PITTSBURGH – Generic drug maker Mylan Laboratories Inc. (MYL) and King Pharmaceuticals Inc. (KG), a branded drug maker, have agreed to call off their planned merger because they cannot agree on terms.
Mylan, based in Pittsburgh, had made a $4 billion all-stock offer in July to buy Bristol, Tenn.-based King. Mylan had a chance to negotiate new terms when King announced recently that it would have to restate earnings for 2002, 2003 and the first six months of 2004.
"Following discussions, the companies were not able to agree upon terms for a revised transaction," the companies said in an announcement Sunday night.
A King spokesman did not immediately return a call for comment Monday, but the Tennessee company issued a statement saying it was "repositioned for growth" and made no mention of Mylan.
"With the addition of new talent and rigorous new acquisition criteria, King is working to strengthen the company's portfolio," the statement said. "By sensibly adding products with significant growth potential and divesting underperforming assets, King expects to improve the company's long-term prospects and build value for its shareholders."
Mylan did not return phone messages Sunday night seeking further comment.

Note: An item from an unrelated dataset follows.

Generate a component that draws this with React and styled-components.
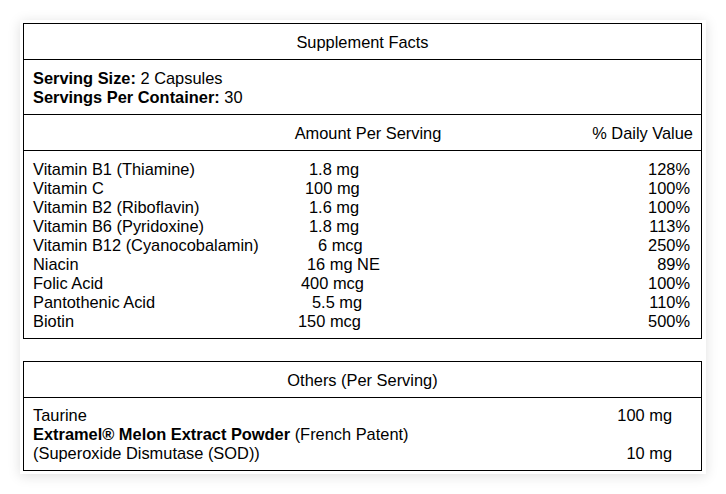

In trading Monday, Mylan shares rose 43 cents, or 2.5 percent, to $17.37 on the New York Stock Exchange (search), while King shares fell 69 cents, or 6.7 percent, to $9.56. Mylan shares have traded in a 52-week range of $14.24 to $24.95. King shares have traded in a 52-week range of $10.01 to $20.22.
Wall Street has been sour on the King deal from the start, with Mylan's shares falling 20 percent on the news of the planned acquisition.
Billionaire investor Carl Icahn (search), Mylan's second-largest shareholder, had been a prominent opponent of the merger and sued to block recently amended corporate bylaws at Mylan that aimed to expedite it. Efforts to reach Icahn Associates Corp. for comment Sunday were not successful.
Mylan officials at the time said Icahn did not have a solid plan for the company.
Mylan announced Friday a delay in any approval to market the company's blood pressure medication Nebivolol, a key part of the proposed King acquisition. Officials said King's 1,200-person sales force would be used to market the hypertension drug.
The FDA had asked for a new presentation of Mylan's clinical data on more than 2,000 patients with high blood pressure, which could result in a delay of up to 90 days. Mylan officials said they hoped the delay would not be that long and didn't consider it a setback.
Mylan announced a March 10 conference call to provide investors with financial guidance and an update on Nebivolol.